-- BEGIN --
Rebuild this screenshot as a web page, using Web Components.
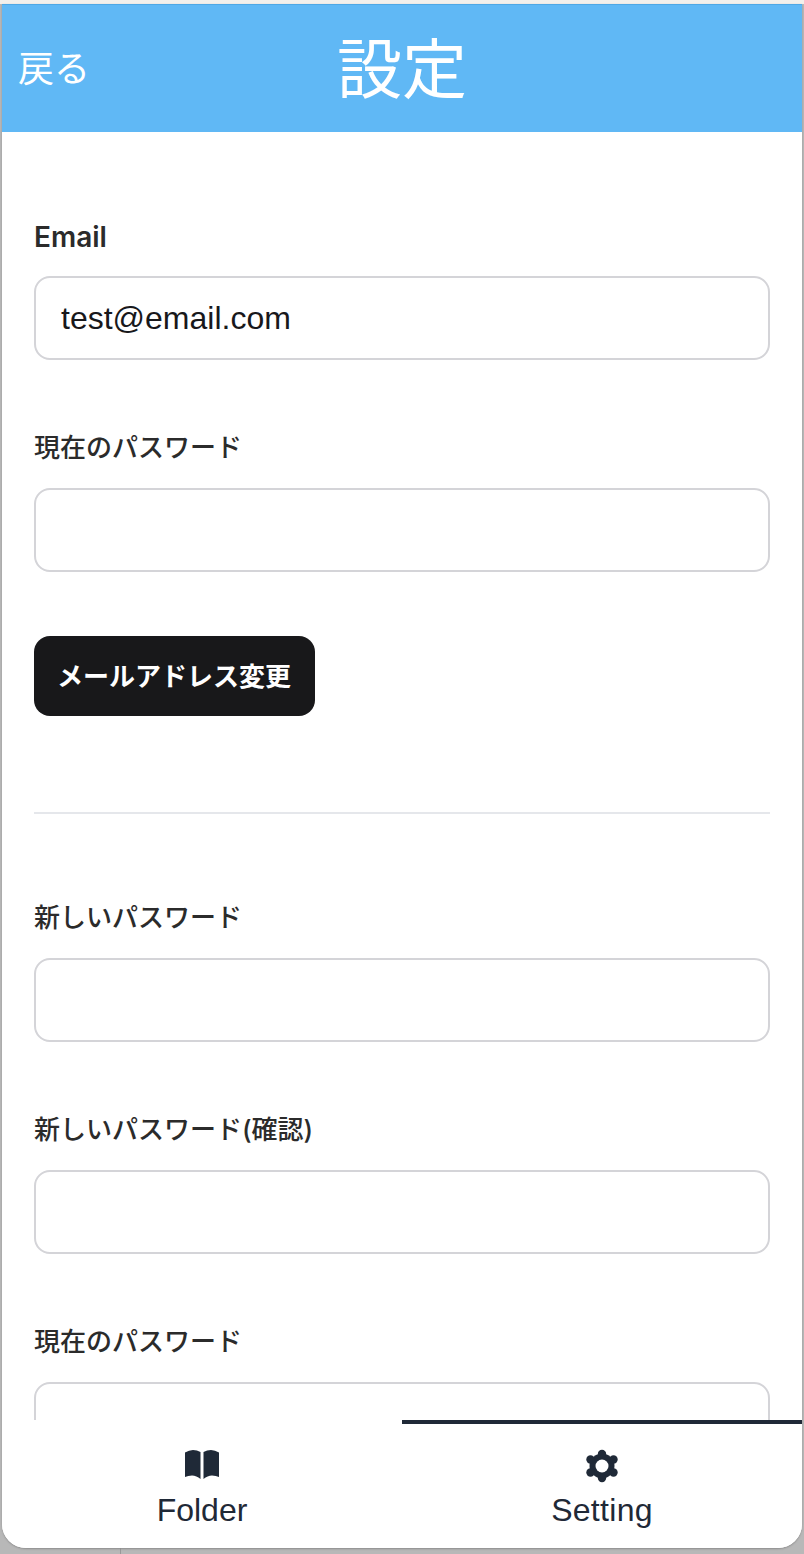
<!DOCTYPE html>
<html lang="ja">
<head>
<meta charset="utf-8">
<title>設定</title>
<style>
  html, body { margin: 0; height: 100%; }
  body {
    background:
      linear-gradient(#f3f0ec 0, #f3f0ec 4px, transparent 4px),
      linear-gradient(90deg, transparent 120px, #999 120px, #999 121px, transparent 121px) 0 1548px / 100% 6px no-repeat,
      #b8b8b8;
    font-family: Inter, "Noto Sans CJK JP", sans-serif;
    overflow: hidden;
  }
</style>
</head>
<body>
<settings-app>
  <app-header slot="header" back="戻る">設定</app-header>
  <text-field label="Email" latin>test@email.com</text-field>
  <text-field label="現在のパスワード"></text-field>
  <action-button>メールアドレス変更</action-button>
  <hr-line></hr-line>
  <text-field label="新しいパスワード"></text-field>
  <text-field label="新しいパスワード(確認)"></text-field>
  <text-field label="現在のパスワード"></text-field>
  <tab-bar slot="footer"></tab-bar>
</settings-app>

<script>
class SettingsApp extends HTMLElement {
  constructor() {
    super();
    const shadow = this.attachShadow({mode: 'open'});
    shadow.innerHTML = `
      <style>
        :host {
          display: flex;
          flex-direction: column;
          box-sizing: border-box;
          width: 800px;
          height: 1544px;
          margin: 4px 2px 0;
          background: #fff;
          border-radius: 0 0 24px 24px;
          box-shadow: 0 1px 2px #8c8c8c;
          overflow: hidden;
        }
        main {
          flex: 1;
          min-height: 0;
          overflow: hidden;
          padding: 84px 32px 0;
        }
      </style>
      <slot name="header"></slot>
      <main><slot></slot></main>
      <slot name="footer"></slot>
    `;
  }
}

// blue title bar
class AppHeader extends HTMLElement {
  constructor() {
    super();
    const shadow = this.attachShadow({mode: 'open'});
    shadow.innerHTML = `
      <style>
        :host {
          display: grid;
          grid-template-columns: 1fr auto 1fr;
          align-items: center;
          box-sizing: border-box;
          height: 128px;
          padding-bottom: 6px;
          flex: none;
          background: #60b8f5;
          border-top: 1px solid #4fa8e6;
          color: #fff;
          font-family: "Noto Sans CJK JP", sans-serif;
        }
        .back { font-size: 36px; padding-left: 16px; line-height: 1; }
        .title { font-size: 65px; line-height: 1; }
      </style>
      <span class="back"></span>
      <span class="title"><slot></slot></span>
    `;
    shadow.querySelector('.back').textContent = this.getAttribute('back');
  }
}

// label + rounded input box
class TextField extends HTMLElement {
  constructor() {
    super();
    const shadow = this.attachShadow({mode: 'open'});
    shadow.innerHTML = `
      <style>
        :host {
          display: block;
          margin-bottom: 68px;
        }
        label {
          display: block;
          font-size: 26px;
          font-weight: 500;
          line-height: 40px;
          margin-bottom: 20px;
          color: #2b2b2b;
        }
        :host([latin]) label {
          font-size: 28px;
          font-weight: 600;
          padding-top: 1px;
          margin-bottom: 19px;
        }
        .box {
          box-sizing: border-box;
          height: 84px;
          padding: 0 25px;
          display: flex;
          align-items: center;
          border: 2px solid #d4d4d8;
          border-radius: 16px;
          font-family: "Liberation Sans", sans-serif;
          font-size: 32px;
          color: #18181b;
        }
      </style>
      <label></label>
      <div class="box"><slot></slot></div>
    `;
    shadow.querySelector('label').textContent = this.getAttribute('label');
  }
}

class ActionButton extends HTMLElement {
  constructor() {
    super();
    const shadow = this.attachShadow({mode: 'open'});
    shadow.innerHTML = `
      <style>
        :host {
          display: inline-flex;
          align-items: center;
          box-sizing: border-box;
          height: 80px;
          padding: 0 24px 3px 23px;
          margin-top: -4px;
          background: #18181a;
          color: #fff;
          border-radius: 16px;
          font-size: 26px;
          font-weight: 600;
        }
      </style>
      <slot></slot>
    `;
  }
}

class HrLine extends HTMLElement {
  constructor() {
    super();
    const shadow = this.attachShadow({mode: 'open'});
    shadow.innerHTML = `
      <style>
        :host {
          display: block;
          height: 2px;
          background: #e5e7eb;
          margin: 96px 0 84px;
        }
      </style>
    `;
  }
}

// bottom navigation, second tab is active
class TabBar extends HTMLElement {
  constructor() {
    super();
    const shadow = this.attachShadow({mode: 'open'});
    shadow.innerHTML = `
      <style>
        :host {
          display: grid;
          grid-template-columns: 1fr 1fr;
          flex: none;
          height: 128px;
          background: #fff;
          color: #1f2937;
          font-family: "Liberation Sans", sans-serif;
          font-size: 32px;
        }
        .tab {
          display: flex;
          flex-direction: column;
          align-items: center;
          box-sizing: border-box;
          border-top: 4px solid transparent;
          padding-top: 22px;
        }
        .tab.active { border-top-color: #1f2937; }
        svg { width: 40px; height: 40px; fill: currentColor; display: block; }
        span { line-height: 44px; margin-top: 2px; }
      </style>
      <div class="tab">
        <svg viewBox="-3 -4 40 40"><path d="M0 2.500Q4 0 8 0q4 0 7.500 2V29Q11.500 25.500 7 25.500 3 25.500 0 27zM34 2.500Q30 0 26 0q-4 0-7.500 2V29Q22.500 25.500 27 25.500q4 0 7 1.500z"/></svg>
        <span>Folder</span>
      </div>
      <div class="tab active">
        <svg viewBox="-20 -20 40 40">
          <mask id="hole"><rect x="-20" y="-20" width="40" height="40" fill="#fff"/><circle r="6.500" fill="#000"/></mask>
          <g mask="url(#hole)">
            <circle r="12.500"/>
            <circle cy="-12" r="4.200"/><circle cy="12" r="4.200"/>
            <circle cx="-11.500" cy="-6.500" r="4.200"/><circle cx="11.500" cy="-6.500" r="4.200"/>
            <circle cx="-11.500" cy="6.500" r="4.200"/><circle cx="11.500" cy="6.500" r="4.200"/>
          </g>
        </svg>
        <span style="letter-spacing:.3px">Setting</span>
      </div>
    `;
  }
}

customElements.define('settings-app', SettingsApp);
customElements.define('app-header', AppHeader);
customElements.define('text-field', TextField);
customElements.define('action-button', ActionButton);
customElements.define('hr-line', HrLine);
customElements.define('tab-bar', TabBar);
</script>
</body>
</html>
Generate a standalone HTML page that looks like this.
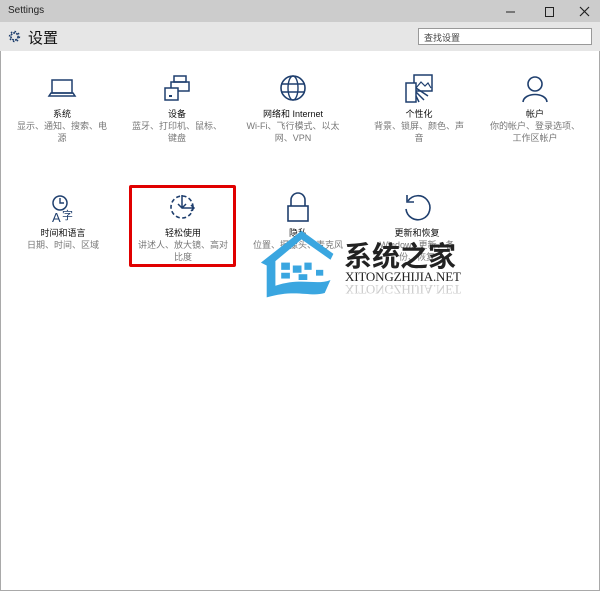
<!DOCTYPE html>
<html><head><meta charset="utf-8"><style>
*{margin:0;padding:0;box-sizing:border-box}
body{width:600px;height:591px;background:#fff;font-family:"Liberation Sans","Noto Sans CJK SC",sans-serif;position:relative;overflow:hidden}
.win{position:absolute;left:0;top:0;width:600px;height:591px;border:1px solid #a9a9a9;border-top:none}
.tb{position:absolute;left:0;top:0;width:600px;height:22px;background:#cccccc}
.tb .t{position:absolute;left:8px;top:5px;font-size:10px;color:#222}
.hd{position:absolute;left:0;top:22px;width:600px;height:29px;background:#e6e6e6}
.hd .h{position:absolute;left:28px;top:5px;font-size:15px;color:#111}
.search{position:absolute;left:418px;top:28px;width:174px;height:17px;background:#fff;border:1px solid #999;font-size:9px;color:#444;padding:2px 0 0 5px}
.it{position:absolute;width:110px;text-align:center}
.it svg{display:block;margin:0 auto}
.ti{font-size:9px;color:#111;margin-top:8px;line-height:12px}
.de{font-size:9px;color:#777;line-height:12px}
.red{position:absolute;left:129px;top:185px;width:107px;height:82px;border:3px solid #e00000;border-radius:2px}
</style></head><body>
<div class="win"></div>
<div class="tb"><div class="t">Settings</div>
<svg style="position:absolute;left:505px;top:6px" width="90" height="12"><line x1="1" y1="6" x2="10" y2="6" stroke="#222"/><rect x="40.5" y="1.5" width="8" height="9" fill="none" stroke="#222"/><path d="M75 1 L84 10 M84 1 L75 10" stroke="#222" stroke-width="1.2"/></svg>
</div>
<div class="hd">
<svg style="position:absolute;left:8px;top:8px" width="13" height="13" viewBox="0 0 13 13"><circle cx="6.5" cy="6.5" r="3.6" fill="none" stroke="#1f3f6e" stroke-width="1.6" stroke-dasharray="2 1.1"/><circle cx="6.5" cy="6.5" r="5" fill="none" stroke="#1f3f6e" stroke-width="1.4" stroke-dasharray="1.6 2.3"/><circle cx="6.5" cy="6.5" r="1.8" fill="#e6e6e6"/></svg>
<div class="h">设置</div></div>
<div class="search">查找设置</div>

<div class="it" style="left:7px;top:76px"><svg width="30" height="24"><rect x="5" y="4" width="20" height="13" fill="none" stroke="#1f3f6e" stroke-width="1.5"/><path d="M2 20 H28 L26 17 H4 Z" fill="none" stroke="#1f3f6e" stroke-width="1.5"/></svg><div class="ti">系统</div><div class="de">显示、通知、搜索、电<br>源</div></div>
<div class="it" style="left:122px;top:74px"><svg width="30" height="28"><rect x="12" y="2" width="12" height="6" fill="none" stroke="#1f3f6e" stroke-width="1.5"/><rect x="9" y="8" width="18" height="9" fill="none" stroke="#1f3f6e" stroke-width="1.5"/><rect x="3" y="14" width="13" height="12" fill="#fff" stroke="#1f3f6e" stroke-width="1.5"/><rect x="7" y="21" width="3" height="2" fill="#1f3f6e"/></svg><div class="ti" style="margin-top:6px">设备</div><div class="de">蓝牙、打印机、鼠标、<br>键盘</div></div>
<div class="it" style="left:238px;top:74px"><svg width="30" height="28"><circle cx="15" cy="14" r="12" fill="none" stroke="#1f3f6e" stroke-width="1.6"/><ellipse cx="15" cy="14" rx="5" ry="12" fill="none" stroke="#1f3f6e" stroke-width="1.4"/><path d="M3 10 H27 M3 18 H27" stroke="#1f3f6e" stroke-width="1.4"/></svg><div class="ti" style="margin-top:6px">网络和 Internet</div><div class="de">Wi-Fi、飞行模式、以太<br>网、VPN</div></div>
<div class="it" style="left:364px;top:74px"><svg width="30" height="30"><rect x="10" y="1" width="18" height="16" fill="none" stroke="#1f3f6e" stroke-width="1.5"/><path d="M12 14 L17 8 L21 12 L24 9 L27 14" fill="none" stroke="#1f3f6e" stroke-width="1.2"/><rect x="2" y="9" width="10" height="19" fill="#fff" stroke="#1f3f6e" stroke-width="1.5"/><path d="M12 14 L24 22 M12 18 L20 26 M12 22 L15 28" stroke="#1f3f6e" stroke-width="1.5"/></svg><div class="ti" style="margin-top:4px">个性化</div><div class="de">背景、锁屏、颜色、声<br>音</div></div>
<div class="it" style="left:480px;top:74px"><svg width="30" height="30"><circle cx="15" cy="10" r="7" fill="none" stroke="#1f3f6e" stroke-width="1.6"/><path d="M3 28 C4 18 26 18 27 28" fill="none" stroke="#1f3f6e" stroke-width="1.6"/></svg><div class="ti" style="margin-top:4px">帐户</div><div class="de">你的帐户、登录选项、<br>工作区帐户</div></div>

<div class="it" style="left:8px;top:193px"><svg width="30" height="30"><circle cx="12" cy="10" r="7" fill="none" stroke="#1f3f6e" stroke-width="1.5"/><path d="M12 5 V10 H16" fill="none" stroke="#1f3f6e" stroke-width="1.4"/><text x="4" y="29" font-size="13" fill="#1f3f6e" font-family="Liberation Sans">A</text><text x="14" y="26" font-size="11" fill="#1f3f6e" font-family="Noto Sans CJK SC">字</text></svg><div class="ti" style="margin-top:4px">时间和语言</div><div class="de">日期、时间、区域</div></div>
<div class="it" style="left:128px;top:193px"><svg width="30" height="28"><circle cx="14" cy="14" r="11" fill="none" stroke="#1f3f6e" stroke-width="1.6" stroke-dasharray="4 2.5"/><path d="M14 2 V15 M10 11 L14 15 L18 11 M14 15 H26 M23 12 L26 15 L23 18" fill="none" stroke="#1f3f6e" stroke-width="1.5"/></svg><div class="ti" style="margin-top:6px">轻松使用</div><div class="de">讲述人、放大镜、高对<br>比度</div></div>
<div class="red"></div>
<div class="it" style="left:243px;top:191px"><svg width="30" height="32"><path d="M8 15 V9 A7 7 0 0 1 22 9 V15" fill="none" stroke="#1f3f6e" stroke-width="1.6"/><rect x="5" y="15" width="20" height="15" fill="none" stroke="#1f3f6e" stroke-width="1.6"/></svg><div class="ti" style="margin-top:4px">隐私</div><div class="de">位置、摄像头、麦克风</div></div>
<div class="it" style="left:362px;top:193px"><svg width="32" height="30"><path d="M7 8 A12 12 0 1 1 5 16" fill="none" stroke="#1f3f6e" stroke-width="1.6"/><path d="M6 2 V9 H13" fill="none" stroke="#1f3f6e" stroke-width="1.6"/></svg><div class="ti" style="margin-top:4px">更新和恢复</div><div class="de">Windows 更新、备<br>份、恢复</div></div>

<svg style="position:absolute;left:258px;top:222px" width="210" height="80">
<g transform="scale(1.45)">
<path d="M2 28 L30 6 L52 22 L50 26 L30 12 L12 27 V44 C30 38 40 44 50 40 L46 49 C36 52 26 46 6 52 V30 Z" fill="#3aa6e0"/>
<rect x="16" y="28" width="6" height="5" fill="#3aa6e0"/><rect x="24" y="30" width="6" height="5" fill="#3aa6e0"/><rect x="32" y="28" width="5" height="5" fill="#3aa6e0"/><rect x="16" y="35" width="6" height="4" fill="#3aa6e0"/><rect x="28" y="36" width="6" height="4" fill="#3aa6e0"/><rect x="40" y="33" width="5" height="4" fill="#3aa6e0"/>
</g>
<text x="86" y="44" font-size="28" font-weight="bold" fill="#222" font-family="Noto Sans CJK SC">系统之家</text>
<text x="87" y="59" font-size="13" fill="#222" font-family="Liberation Serif" textLength="116">XITONGZHIJIA.NET</text>
<text x="87" y="63" font-size="13" fill="#ccc" font-family="Liberation Serif" textLength="116" transform="translate(0,126) scale(1,-1)">XITONGZHIJIA.NET</text>
</svg>
</body></html>
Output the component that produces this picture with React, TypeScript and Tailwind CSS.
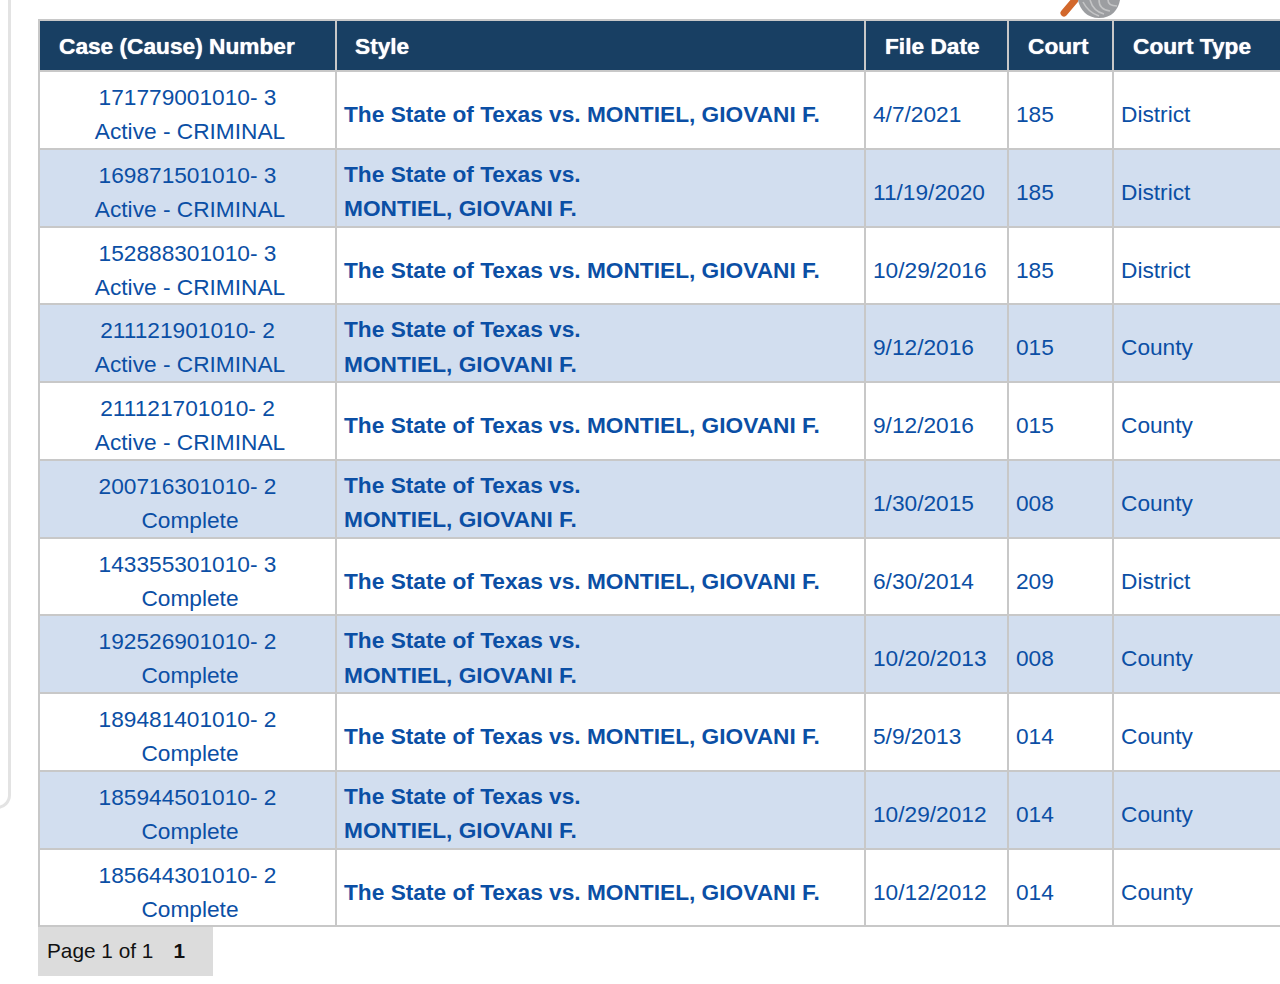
-- END --
**EXERCISE AIM:** From the first line of the material down to the line containing "</settings-app>", inclusive, return each line exactly, skipping any picture.

**OUTPUT OF THE EXERCISE:**
Rebuild this screenshot as a web page, using Web Components.
<!DOCTYPE html>
<html lang="ja">
<head>
<meta charset="utf-8">
<title>設定</title>
<style>
  html, body { margin: 0; height: 100%; }
  body {
    background:
      linear-gradient(#f3f0ec 0, #f3f0ec 4px, transparent 4px),
      linear-gradient(90deg, transparent 120px, #999 120px, #999 121px, transparent 121px) 0 1548px / 100% 6px no-repeat,
      #b8b8b8;
    font-family: Inter, "Noto Sans CJK JP", sans-serif;
    overflow: hidden;
  }
</style>
</head>
<body>
<settings-app>
  <app-header slot="header" back="戻る">設定</app-header>
  <text-field label="Email" latin>test@email.com</text-field>
  <text-field label="現在のパスワード"></text-field>
  <action-button>メールアドレス変更</action-button>
  <hr-line></hr-line>
  <text-field label="新しいパスワード"></text-field>
  <text-field label="新しいパスワード(確認)"></text-field>
  <text-field label="現在のパスワード"></text-field>
  <tab-bar slot="footer"></tab-bar>
</settings-app>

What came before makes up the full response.